──────── Supplied information
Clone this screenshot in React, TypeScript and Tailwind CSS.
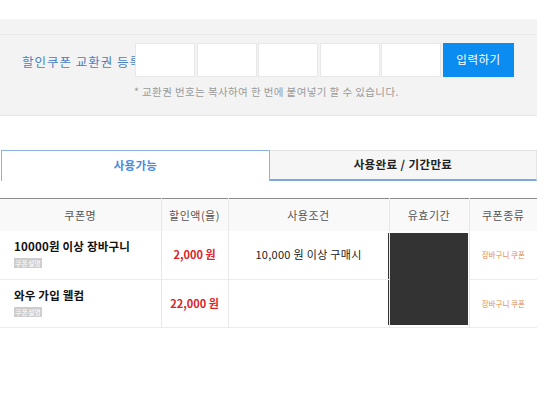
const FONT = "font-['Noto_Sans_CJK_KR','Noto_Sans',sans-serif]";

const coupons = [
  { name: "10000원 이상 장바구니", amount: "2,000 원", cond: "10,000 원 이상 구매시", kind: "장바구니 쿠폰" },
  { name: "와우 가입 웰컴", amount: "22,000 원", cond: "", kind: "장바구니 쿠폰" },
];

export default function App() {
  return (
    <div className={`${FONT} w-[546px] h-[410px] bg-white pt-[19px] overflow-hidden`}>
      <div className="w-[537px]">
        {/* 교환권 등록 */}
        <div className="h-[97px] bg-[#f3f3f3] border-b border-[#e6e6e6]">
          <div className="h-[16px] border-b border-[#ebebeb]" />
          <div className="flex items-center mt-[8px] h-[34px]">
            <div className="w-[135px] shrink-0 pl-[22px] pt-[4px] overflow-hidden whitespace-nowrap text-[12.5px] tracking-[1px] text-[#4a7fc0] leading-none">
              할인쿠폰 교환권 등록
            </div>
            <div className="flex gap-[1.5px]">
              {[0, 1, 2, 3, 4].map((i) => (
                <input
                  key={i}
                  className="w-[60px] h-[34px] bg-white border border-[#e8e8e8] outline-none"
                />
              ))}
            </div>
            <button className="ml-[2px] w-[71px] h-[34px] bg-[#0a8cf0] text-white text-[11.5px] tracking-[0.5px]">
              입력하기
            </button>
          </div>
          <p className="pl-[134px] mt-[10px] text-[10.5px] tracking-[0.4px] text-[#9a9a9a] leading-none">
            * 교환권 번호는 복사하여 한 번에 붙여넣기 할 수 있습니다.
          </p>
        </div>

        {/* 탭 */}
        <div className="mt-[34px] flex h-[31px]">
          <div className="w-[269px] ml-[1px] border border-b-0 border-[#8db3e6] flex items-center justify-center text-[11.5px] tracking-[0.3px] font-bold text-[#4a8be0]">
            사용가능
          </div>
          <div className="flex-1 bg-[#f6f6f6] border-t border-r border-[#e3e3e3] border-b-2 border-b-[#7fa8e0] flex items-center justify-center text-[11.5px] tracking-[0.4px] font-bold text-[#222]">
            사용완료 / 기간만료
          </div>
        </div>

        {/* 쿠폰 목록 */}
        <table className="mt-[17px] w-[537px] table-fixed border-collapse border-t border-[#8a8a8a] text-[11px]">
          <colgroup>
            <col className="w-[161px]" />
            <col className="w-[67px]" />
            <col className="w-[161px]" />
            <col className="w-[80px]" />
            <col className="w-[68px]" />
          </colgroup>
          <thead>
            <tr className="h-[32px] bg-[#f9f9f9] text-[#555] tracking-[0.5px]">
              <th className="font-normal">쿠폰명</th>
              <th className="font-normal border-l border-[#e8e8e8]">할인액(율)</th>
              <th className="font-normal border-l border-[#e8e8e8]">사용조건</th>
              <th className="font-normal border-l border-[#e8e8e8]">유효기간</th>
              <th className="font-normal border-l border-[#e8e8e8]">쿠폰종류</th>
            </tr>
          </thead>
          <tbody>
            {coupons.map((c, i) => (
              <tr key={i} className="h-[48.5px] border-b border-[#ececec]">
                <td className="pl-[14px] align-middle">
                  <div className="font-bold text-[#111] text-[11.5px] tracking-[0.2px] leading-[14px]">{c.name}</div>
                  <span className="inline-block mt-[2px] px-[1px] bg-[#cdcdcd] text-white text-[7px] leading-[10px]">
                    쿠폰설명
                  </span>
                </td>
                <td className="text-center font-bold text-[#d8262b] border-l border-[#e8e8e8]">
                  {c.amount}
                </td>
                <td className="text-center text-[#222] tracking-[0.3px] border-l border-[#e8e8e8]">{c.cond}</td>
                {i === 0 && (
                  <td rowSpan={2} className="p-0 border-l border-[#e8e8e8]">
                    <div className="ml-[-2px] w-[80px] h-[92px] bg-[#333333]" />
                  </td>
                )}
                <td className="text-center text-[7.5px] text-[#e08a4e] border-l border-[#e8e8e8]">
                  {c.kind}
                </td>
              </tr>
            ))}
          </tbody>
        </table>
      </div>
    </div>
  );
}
────────────────
──────── Supplied information
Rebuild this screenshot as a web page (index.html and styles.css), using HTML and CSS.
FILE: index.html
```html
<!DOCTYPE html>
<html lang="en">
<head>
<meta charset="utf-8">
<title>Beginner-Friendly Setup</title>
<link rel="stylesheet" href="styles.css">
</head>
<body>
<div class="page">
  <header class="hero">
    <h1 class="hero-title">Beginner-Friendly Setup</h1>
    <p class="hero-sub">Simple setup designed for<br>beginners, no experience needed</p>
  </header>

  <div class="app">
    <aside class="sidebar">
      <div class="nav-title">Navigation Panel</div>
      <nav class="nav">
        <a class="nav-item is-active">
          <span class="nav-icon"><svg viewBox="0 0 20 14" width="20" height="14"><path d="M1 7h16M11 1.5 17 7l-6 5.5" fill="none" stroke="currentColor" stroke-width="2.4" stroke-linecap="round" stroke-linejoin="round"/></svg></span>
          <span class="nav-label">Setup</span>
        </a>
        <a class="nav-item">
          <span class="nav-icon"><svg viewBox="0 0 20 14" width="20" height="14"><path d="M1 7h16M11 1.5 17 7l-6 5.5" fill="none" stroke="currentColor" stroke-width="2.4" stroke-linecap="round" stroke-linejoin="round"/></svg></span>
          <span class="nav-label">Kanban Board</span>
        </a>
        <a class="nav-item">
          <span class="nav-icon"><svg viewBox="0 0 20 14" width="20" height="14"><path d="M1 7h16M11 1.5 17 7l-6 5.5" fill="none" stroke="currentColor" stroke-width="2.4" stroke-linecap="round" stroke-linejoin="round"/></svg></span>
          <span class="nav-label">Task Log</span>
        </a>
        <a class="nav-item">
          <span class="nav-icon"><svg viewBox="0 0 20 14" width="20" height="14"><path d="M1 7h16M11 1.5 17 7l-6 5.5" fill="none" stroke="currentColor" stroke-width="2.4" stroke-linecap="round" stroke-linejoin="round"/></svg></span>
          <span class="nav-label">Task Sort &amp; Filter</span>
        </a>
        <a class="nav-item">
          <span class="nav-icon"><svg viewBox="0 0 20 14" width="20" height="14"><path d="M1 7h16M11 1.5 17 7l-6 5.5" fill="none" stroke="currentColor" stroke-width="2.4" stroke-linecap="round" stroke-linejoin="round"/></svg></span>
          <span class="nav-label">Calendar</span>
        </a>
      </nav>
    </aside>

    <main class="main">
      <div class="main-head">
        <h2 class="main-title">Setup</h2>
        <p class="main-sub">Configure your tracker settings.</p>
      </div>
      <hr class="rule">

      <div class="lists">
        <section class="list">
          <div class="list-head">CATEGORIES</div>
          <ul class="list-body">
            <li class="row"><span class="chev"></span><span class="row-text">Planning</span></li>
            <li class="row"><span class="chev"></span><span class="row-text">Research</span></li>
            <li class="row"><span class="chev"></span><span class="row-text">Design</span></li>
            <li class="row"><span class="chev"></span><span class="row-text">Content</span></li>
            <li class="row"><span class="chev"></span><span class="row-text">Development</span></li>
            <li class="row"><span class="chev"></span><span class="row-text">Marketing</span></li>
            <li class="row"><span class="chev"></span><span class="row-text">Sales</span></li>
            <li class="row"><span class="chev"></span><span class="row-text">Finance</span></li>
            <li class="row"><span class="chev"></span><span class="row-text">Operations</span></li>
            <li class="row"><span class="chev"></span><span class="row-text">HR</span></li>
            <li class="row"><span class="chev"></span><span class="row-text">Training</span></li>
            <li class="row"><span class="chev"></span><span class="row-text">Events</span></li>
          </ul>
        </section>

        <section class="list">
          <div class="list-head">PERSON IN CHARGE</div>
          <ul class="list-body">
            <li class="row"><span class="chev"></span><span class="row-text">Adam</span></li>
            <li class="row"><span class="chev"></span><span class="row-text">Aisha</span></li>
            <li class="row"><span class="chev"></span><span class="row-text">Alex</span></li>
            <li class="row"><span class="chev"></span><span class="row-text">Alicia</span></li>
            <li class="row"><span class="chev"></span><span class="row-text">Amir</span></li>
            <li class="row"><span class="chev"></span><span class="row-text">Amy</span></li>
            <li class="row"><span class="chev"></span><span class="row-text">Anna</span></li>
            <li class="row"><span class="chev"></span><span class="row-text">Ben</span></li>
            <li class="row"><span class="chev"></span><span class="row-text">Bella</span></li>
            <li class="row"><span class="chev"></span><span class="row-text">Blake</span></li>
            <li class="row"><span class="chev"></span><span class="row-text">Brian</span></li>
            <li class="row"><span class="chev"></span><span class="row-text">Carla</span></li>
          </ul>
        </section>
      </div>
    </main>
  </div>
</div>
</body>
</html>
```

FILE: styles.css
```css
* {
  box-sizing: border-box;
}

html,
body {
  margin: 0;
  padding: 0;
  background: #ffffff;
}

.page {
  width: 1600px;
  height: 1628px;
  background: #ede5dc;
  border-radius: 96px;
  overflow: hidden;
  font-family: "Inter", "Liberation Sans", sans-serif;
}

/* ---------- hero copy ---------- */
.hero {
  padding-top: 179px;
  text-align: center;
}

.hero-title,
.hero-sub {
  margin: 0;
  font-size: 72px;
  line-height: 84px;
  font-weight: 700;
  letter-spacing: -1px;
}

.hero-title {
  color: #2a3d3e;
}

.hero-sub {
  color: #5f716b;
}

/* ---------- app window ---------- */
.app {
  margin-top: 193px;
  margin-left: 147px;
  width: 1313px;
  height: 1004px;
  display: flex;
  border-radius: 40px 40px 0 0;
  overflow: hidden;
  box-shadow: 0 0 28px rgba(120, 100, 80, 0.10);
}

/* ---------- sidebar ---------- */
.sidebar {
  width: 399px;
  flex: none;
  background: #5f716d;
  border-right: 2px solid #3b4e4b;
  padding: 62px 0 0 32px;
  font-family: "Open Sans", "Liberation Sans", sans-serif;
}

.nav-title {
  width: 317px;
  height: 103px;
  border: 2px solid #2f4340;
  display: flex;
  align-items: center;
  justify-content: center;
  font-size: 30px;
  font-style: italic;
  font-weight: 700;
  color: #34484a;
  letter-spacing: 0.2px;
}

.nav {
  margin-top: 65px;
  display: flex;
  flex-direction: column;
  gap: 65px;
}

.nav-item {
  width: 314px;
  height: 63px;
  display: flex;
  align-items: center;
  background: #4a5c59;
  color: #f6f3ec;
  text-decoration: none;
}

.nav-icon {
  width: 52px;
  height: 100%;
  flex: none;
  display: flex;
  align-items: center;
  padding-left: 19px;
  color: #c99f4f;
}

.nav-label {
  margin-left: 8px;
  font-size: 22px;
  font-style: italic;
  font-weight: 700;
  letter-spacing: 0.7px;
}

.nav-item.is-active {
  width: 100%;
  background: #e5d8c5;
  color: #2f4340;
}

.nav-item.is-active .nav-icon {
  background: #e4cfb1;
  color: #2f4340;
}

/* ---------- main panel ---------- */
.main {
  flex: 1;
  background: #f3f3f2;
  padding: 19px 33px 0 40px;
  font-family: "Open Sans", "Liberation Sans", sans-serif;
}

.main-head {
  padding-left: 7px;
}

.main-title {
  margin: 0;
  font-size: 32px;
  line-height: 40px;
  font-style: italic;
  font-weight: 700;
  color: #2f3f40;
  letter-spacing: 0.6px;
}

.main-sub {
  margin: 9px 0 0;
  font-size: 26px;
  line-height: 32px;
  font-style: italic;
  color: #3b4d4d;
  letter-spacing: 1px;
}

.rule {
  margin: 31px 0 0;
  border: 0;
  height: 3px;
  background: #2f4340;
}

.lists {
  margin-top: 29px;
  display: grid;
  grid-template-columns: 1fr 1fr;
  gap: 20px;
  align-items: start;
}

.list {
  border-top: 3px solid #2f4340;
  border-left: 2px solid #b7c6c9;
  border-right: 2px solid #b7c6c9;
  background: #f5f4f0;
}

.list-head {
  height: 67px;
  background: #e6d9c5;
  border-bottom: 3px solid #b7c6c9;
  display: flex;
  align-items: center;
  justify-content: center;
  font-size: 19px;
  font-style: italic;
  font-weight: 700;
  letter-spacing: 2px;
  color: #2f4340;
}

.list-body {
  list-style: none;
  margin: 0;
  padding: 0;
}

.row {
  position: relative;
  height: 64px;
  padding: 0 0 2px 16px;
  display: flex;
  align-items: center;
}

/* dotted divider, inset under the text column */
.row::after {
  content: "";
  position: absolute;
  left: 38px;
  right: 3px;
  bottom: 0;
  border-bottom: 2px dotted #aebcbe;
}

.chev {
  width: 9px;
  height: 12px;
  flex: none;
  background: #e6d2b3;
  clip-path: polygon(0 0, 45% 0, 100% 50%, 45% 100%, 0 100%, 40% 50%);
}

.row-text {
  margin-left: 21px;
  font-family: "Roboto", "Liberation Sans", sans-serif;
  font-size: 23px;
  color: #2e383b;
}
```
────────────────
──────── Supplied information
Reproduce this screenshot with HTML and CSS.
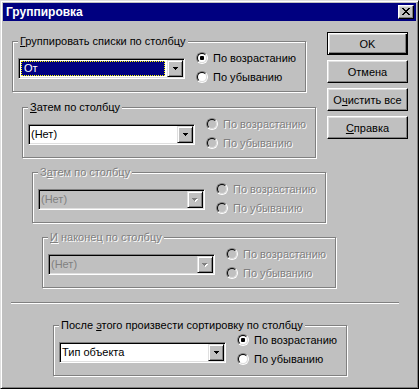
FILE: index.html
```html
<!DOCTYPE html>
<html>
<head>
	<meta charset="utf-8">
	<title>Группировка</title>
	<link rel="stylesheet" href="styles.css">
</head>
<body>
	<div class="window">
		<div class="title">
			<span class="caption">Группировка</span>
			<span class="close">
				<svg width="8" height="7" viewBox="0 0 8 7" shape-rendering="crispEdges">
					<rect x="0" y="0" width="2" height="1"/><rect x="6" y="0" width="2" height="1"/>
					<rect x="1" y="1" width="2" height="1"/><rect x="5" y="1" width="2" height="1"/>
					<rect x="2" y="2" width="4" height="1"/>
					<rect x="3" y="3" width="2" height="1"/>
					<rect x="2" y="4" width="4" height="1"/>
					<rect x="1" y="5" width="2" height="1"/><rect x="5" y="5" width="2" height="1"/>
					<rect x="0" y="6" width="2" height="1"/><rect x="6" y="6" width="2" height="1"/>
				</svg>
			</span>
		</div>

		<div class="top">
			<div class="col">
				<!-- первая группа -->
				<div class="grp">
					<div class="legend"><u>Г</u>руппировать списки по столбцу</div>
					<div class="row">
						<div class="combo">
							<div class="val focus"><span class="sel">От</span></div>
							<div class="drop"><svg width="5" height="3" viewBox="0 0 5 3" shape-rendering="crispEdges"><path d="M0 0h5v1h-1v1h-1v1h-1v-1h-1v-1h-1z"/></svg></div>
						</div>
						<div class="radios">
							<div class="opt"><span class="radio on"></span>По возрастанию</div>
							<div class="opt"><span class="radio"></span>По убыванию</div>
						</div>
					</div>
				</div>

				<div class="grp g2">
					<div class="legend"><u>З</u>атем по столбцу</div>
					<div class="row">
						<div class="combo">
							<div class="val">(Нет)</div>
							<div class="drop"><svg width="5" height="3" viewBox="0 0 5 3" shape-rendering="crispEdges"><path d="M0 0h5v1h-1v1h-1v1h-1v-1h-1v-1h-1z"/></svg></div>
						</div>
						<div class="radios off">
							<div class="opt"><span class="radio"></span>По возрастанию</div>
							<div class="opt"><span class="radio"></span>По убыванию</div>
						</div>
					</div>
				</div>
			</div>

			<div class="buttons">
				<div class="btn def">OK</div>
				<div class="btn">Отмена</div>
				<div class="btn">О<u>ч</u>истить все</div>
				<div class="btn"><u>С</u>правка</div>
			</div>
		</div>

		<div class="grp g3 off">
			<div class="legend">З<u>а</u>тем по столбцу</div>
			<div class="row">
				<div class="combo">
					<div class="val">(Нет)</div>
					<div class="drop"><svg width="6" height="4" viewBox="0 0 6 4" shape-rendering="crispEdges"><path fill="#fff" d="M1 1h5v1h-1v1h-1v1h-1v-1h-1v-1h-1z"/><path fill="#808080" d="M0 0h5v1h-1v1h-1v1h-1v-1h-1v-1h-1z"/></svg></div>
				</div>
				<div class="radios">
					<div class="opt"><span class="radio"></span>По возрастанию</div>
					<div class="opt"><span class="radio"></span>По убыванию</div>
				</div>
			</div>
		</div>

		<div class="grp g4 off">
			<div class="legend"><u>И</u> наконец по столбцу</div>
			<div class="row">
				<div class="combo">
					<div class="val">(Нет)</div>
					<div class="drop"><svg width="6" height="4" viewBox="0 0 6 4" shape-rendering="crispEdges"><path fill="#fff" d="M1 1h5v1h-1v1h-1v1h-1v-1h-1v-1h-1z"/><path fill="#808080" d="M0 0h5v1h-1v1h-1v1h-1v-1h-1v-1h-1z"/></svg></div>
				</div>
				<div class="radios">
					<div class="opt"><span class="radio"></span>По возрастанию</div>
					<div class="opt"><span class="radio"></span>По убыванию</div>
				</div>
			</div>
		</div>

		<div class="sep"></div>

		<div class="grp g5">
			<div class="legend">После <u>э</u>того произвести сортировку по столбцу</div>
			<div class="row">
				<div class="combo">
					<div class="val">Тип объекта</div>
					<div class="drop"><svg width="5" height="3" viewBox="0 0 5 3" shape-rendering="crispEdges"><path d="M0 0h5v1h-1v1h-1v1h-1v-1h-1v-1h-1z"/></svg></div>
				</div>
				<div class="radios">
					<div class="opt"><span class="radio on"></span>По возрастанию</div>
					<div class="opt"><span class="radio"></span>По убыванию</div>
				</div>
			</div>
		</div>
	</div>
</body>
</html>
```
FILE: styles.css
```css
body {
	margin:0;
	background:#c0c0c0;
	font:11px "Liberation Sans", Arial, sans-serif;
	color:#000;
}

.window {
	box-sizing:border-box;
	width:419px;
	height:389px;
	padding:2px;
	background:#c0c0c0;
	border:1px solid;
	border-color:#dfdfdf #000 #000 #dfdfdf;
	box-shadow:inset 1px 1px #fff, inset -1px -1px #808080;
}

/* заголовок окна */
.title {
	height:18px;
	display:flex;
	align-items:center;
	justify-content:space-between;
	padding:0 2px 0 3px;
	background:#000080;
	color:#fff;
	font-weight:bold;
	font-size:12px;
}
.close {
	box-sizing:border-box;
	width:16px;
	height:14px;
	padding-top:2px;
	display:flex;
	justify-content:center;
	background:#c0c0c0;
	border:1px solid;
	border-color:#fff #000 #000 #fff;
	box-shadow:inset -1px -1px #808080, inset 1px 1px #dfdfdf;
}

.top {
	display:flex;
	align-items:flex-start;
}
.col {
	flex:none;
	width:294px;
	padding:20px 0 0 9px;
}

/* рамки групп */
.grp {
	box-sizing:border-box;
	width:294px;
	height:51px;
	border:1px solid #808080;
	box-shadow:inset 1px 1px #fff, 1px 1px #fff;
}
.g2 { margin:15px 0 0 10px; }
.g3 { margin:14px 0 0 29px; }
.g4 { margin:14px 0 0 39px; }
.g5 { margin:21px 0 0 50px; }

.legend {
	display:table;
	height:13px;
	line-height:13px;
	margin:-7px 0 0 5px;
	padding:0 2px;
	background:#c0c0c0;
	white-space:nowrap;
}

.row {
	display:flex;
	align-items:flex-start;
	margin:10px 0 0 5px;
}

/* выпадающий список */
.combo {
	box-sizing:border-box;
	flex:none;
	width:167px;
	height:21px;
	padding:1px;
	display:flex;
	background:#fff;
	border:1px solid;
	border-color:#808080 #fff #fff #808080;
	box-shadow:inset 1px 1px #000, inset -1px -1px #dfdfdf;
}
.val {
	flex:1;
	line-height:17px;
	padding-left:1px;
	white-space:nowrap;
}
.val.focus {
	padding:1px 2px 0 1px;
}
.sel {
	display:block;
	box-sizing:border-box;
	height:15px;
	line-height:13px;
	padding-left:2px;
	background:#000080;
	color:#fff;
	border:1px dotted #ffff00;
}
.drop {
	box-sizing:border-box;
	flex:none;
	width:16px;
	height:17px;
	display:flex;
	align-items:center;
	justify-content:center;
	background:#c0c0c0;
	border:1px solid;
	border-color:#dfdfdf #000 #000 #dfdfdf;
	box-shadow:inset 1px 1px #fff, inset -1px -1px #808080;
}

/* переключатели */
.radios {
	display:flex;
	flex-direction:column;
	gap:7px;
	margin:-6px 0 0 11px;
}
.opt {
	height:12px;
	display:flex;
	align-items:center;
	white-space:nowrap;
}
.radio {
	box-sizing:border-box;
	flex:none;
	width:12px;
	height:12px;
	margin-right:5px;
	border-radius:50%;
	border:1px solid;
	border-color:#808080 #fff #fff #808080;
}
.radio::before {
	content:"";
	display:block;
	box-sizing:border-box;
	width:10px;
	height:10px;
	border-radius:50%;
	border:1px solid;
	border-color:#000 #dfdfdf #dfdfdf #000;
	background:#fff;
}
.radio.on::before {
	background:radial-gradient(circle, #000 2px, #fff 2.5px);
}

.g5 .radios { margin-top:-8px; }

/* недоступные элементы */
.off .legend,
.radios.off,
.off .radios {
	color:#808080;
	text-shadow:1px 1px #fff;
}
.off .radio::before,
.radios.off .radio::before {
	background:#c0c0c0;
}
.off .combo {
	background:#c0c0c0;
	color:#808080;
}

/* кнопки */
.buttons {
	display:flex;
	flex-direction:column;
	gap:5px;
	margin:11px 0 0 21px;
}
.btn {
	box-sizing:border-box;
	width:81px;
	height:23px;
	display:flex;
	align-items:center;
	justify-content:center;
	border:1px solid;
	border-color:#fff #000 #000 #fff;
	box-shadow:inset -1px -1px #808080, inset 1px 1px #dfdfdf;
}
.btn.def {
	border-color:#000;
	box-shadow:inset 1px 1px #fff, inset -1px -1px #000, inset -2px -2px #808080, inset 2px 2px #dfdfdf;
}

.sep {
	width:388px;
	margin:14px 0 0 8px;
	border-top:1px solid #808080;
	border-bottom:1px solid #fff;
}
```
────────────────
• Short exercise:
Copy each line from the records above that includes the string "styles".

• Task solution:
Rebuild this screenshot as a web page (index.html and styles.css), using HTML and CSS.
<link rel="stylesheet" href="styles.css">
FILE: styles.css
	<link rel="stylesheet" href="styles.css">
FILE: styles.css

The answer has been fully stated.